I also don’t like the design on every product. The collars on the oxford shirts are a little small and apologetic, for example, without much roll. Although the colour selection is still good and some use a nice lightweight tencel/cotton mix (below).

As ever, these kinds of things mean it’s worth going into a store if you can, and for US readers the stores are more accessible than most brands we cover.  

Other products I’ve roadtested also continue to do well. The Rambler suede jacket, for example, falls into that category; leather is not an easy thing to do at an affordable price, and $698 is very good for this quality, particularly if you compare it to someone like RRL. 

Lucas, who went to one of the LA stores when he was there, has tried a couple of things, including the jeans and the Yukon jacket from their Eddie Bauer collaboration. He wore the latter during this past winter and his reaction was rather like mine to the suede jacket – very good for the price. 

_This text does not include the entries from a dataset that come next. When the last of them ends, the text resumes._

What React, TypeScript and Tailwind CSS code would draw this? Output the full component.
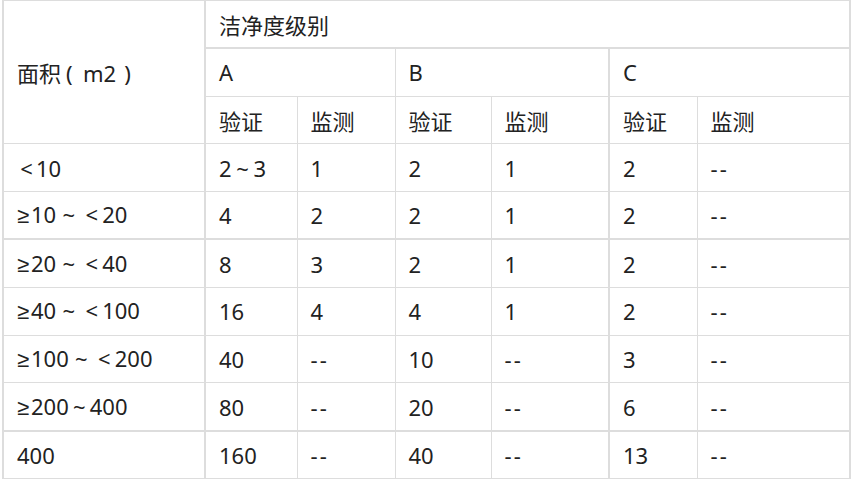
import type { ReactNode } from "react";

const font = {
  fontFamily: '"Noto Sans", "Noto Sans CJK SC", sans-serif',
};

const cjk = { fontFamily: '"Noto Sans CJK SC", sans-serif' };

const NA = "-\u200a-";

// full-width glyph box, mimics a centered CJK punctuation cell
function Fw({ w, children }: { w: string; children: ReactNode }) {
  return <span className={`inline-block text-center ${w}`}>{children}</span>;
}

function Ge() {
  return (
    <span
      className="inline-block w-[14px] text-left"
      style={{ fontFamily: '"Liberation Sans", sans-serif' }}
    >
      ≥
    </span>
  );
}

const range = (a: string, b: string) => (
  <>
    <Ge />
    {a}
    <Fw w="w-[25px]">~</Fw>
    <Fw w="w-[21px]">&lt;</Fw>
    {b}
  </>
);

const rows: ReactNode[][] = [
  [<><Fw w="w-[19px]">&lt;</Fw>10</>, <>2<Fw w="w-[22px]">~</Fw>3</>, "1", "2", "1", "2", NA],
  [range("10", "20"), "4", "2", "2", "1", "2", NA],
  [range("20", "40"), "8", "3", "2", "1", "2", NA],
  [range("40", "100"), "16", "4", "4", "1", "2", NA],
  [range("100", "200"), "40", NA, "10", NA, "3", NA],
  [
    <>
      <Ge />200<Fw w="w-[21px]">~</Fw>400
    </>,
    "80", NA, "20", NA, "6", NA,
  ],
  ["400", "160", NA, "40", NA, "13", NA],
];

const base = "border border-[#dddddd] h-[47.8px] pl-[13px] pr-2 align-middle text-left font-normal whitespace-nowrap";

function edge(j: number) {
  if (j === 0) return "border-l-2 border-r-2";
  if (j === 5) return "border-l-2";
  if (j === 6) return "border-r-2";
  return "";
}

export default function App() {
  return (
    <div className="bg-white w-[851px] h-[484px] pl-[2px]" style={font}>
      <table className="table-fixed border-collapse w-[847px] text-[22px] leading-none text-[#222222]">
        <colgroup>
          <col className="w-[202px]" />
          <col className="w-[92px]" />
          <col className="w-[98px]" />
          <col className="w-[96px]" />
          <col className="w-[118px]" />
          <col className="w-[88px]" />
          <col className="w-[153px]" />
        </colgroup>
        <thead>
          <tr>
            <th rowSpan={3} className={`${base} border-l-2 border-r-2`}>
              <span style={cjk}>面积</span>
              <span className="inline-block w-[22px] pl-[5px]">(</span>m2
              <span className="inline-block w-[22px] pl-[8px]">)</span>
            </th>
            <th colSpan={6} className={`${base} border-b-2 border-r-2`} style={cjk}>
              洁净度级别
            </th>
          </tr>
          <tr>
            <th colSpan={2} className={base}>A</th>
            <th colSpan={2} className={base}>B</th>
            <th colSpan={2} className={`${base} border-l-2 border-r-2`}>C</th>
          </tr>
          <tr style={cjk}>
            <th className={base}>验证</th>
            <th className={base}>监测</th>
            <th className={base}>验证</th>
            <th className={base}>监测</th>
            <th className={`${base} border-l-2`}>验证</th>
            <th className={`${base} border-r-2`}>监测</th>
          </tr>
        </thead>
        <tbody>
          {rows.map((r, i) => (
            <tr key={i}>
              {r.map((v, j) => (
                <td
                  key={j}
                  className={`${base} ${edge(j)} ${i === 1 || i === 5 ? "border-b-2" : ""}`}
                >
                  {v}
                </td>
              ))}
            </tr>
          ))}
        </tbody>
      </table>
    </div>
  );
}
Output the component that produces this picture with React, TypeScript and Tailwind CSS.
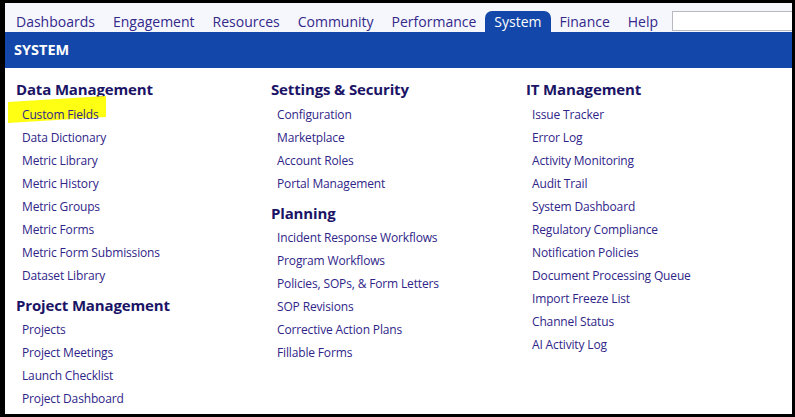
import React from "react";

type Section = { title: string; items: string[] };

const columns: Section[][] = [
  [
    {
      title: "Data Management",
      items: [
        "Custom Fields",
        "Data Dictionary",
        "Metric Library",
        "Metric History",
        "Metric Groups",
        "Metric Forms",
        "Metric Form Submissions",
        "Dataset Library",
      ],
    },
    {
      title: "Project Management",
      items: ["Projects", "Project Meetings", "Launch Checklist", "Project Dashboard"],
    },
  ],
  [
    {
      title: "Settings & Security",
      items: ["Configuration", "Marketplace", "Account Roles", "Portal Management"],
    },
    {
      title: "Planning",
      items: [
        "Incident Response Workflows",
        "Program Workflows",
        "Policies, SOPs, & Form Letters",
        "SOP Revisions",
        "Corrective Action Plans",
        "Fillable Forms",
      ],
    },
  ],
  [
    {
      title: "IT Management",
      items: [
        "Issue Tracker",
        "Error Log",
        "Activity Monitoring",
        "Audit Trail",
        "System Dashboard",
        "Regulatory Compliance",
        "Notification Policies",
        "Document Processing Queue",
        "Import Freeze List",
        "Channel Status",
        "AI Activity Log",
      ],
    },
  ],
];

const navItems = [
  "Dashboards",
  "Engagement",
  "Resources",
  "Community",
  "Performance",
  "System",
  "Finance",
  "Help",
];

function Highlight() {
  return (
    <svg
      className="absolute left-[-14px] top-[-7px] pointer-events-none"
      width="100"
      height="30"
      viewBox="0 0 100 30"
    >
      <polygon points="0,6 98,0 98,21 0,27" fill="#ffff14" />
    </svg>
  );
}

function MenuSection({ section, first }: { section: Section; first: boolean }) {
  return (
    <div className={first ? "" : "mt-[7px]"}>
      <div className="text-[15px] leading-[22px] font-bold text-[#1b1466] tracking-[-0.15px]">
        {section.title}
      </div>
      <ul className={first ? "mt-[3px] pl-[6px]" : "mt-[2px] pl-[6px]"}>
        {section.items.map((item) => (
          <li
            key={item}
            className="relative h-[23px] leading-[23px] text-[12px] tracking-[-0.15px] text-[#2f2588]"
          >
            {item === "Custom Fields" && <Highlight />}
            <span className="relative">{item}</span>
          </li>
        ))}
      </ul>
    </div>
  );
}

export default function App() {
  return (
    <div
      className="w-[795px] h-[417px] bg-black pt-[3px] pr-[3px] pb-[3px] pl-[5px] overflow-hidden"
      style={{ fontFamily: '"Open Sans", "Noto Sans", sans-serif' }}
    >
      <div className="w-full h-full bg-white flex flex-col overflow-hidden">
        {/* top navigation */}
        <div className="h-[29px] bg-[#f6f7fd] flex items-end pl-[2px] shrink-0">
          {navItems.map((n) =>
            n === "System" ? (
              <div
                key={n}
                className="h-[21px] px-[9px] bg-[#1347a9] text-white rounded-t-[7px] text-[14px] leading-[21px]"
              >
                {n}
              </div>
            ) : (
              <div
                key={n}
                className="h-[21px] px-[9px] text-[#33288b] text-[14px] leading-[21px]"
              >
                {n}
              </div>
            )
          )}
          <div className="flex-1 ml-[5px] mr-[-10px] h-[20px] mb-[1px] bg-white border border-[#b8b8c0]" />
        </div>

        {/* section title bar */}
        <div className="h-[36px] bg-[#1347a9] flex items-center pl-[9px] shrink-0">
          <span className="text-white font-bold text-[14.5px]">SYSTEM</span>
        </div>

        {/* menu columns */}
        <div className="flex pl-[11px] pt-[10px]">
          {columns.map((col, i) => (
            <div key={i} className="w-[255px]">
              {col.map((s, j) => (
                <MenuSection key={s.title} section={s} first={j === 0} />
              ))}
            </div>
          ))}
        </div>
      </div>
    </div>
  );
}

I also like the fact that on some of those Bauer products they show images of the garment worn in, rather than new. That shows some pride in the materials and how they wear.

Buck Mason as a company are in a period of transition. They’ve been around for more than a decade, but are just starting to experiment with higher-end products and materials. When I was in the Flatiron store they had just introduced chambray shirts in Kaihara material, and tailoring in Fox Brothers cloth. 

In fact you can see this range clearly in the tailoring: they do a well-styled but basic cotton jacket for $398, the same style in Fox Air material for $598, and now a Neapolitan-made model with J Mueser with hand finishing for $1498. 

The good news is that, at least according to them, the plan is not to abandon the mid-market staples that are a real strength. They’re a great option for readers that want something a level below brands we normally cover, but still well done. 

I’m sure I’ll try more things in the future, and continue to cover how those wash, wear and generally live. I’m looking forward to seeing the collaboration with Bryceland’s (new materials in a few existing styles) and a collaboration with J Press launched this week.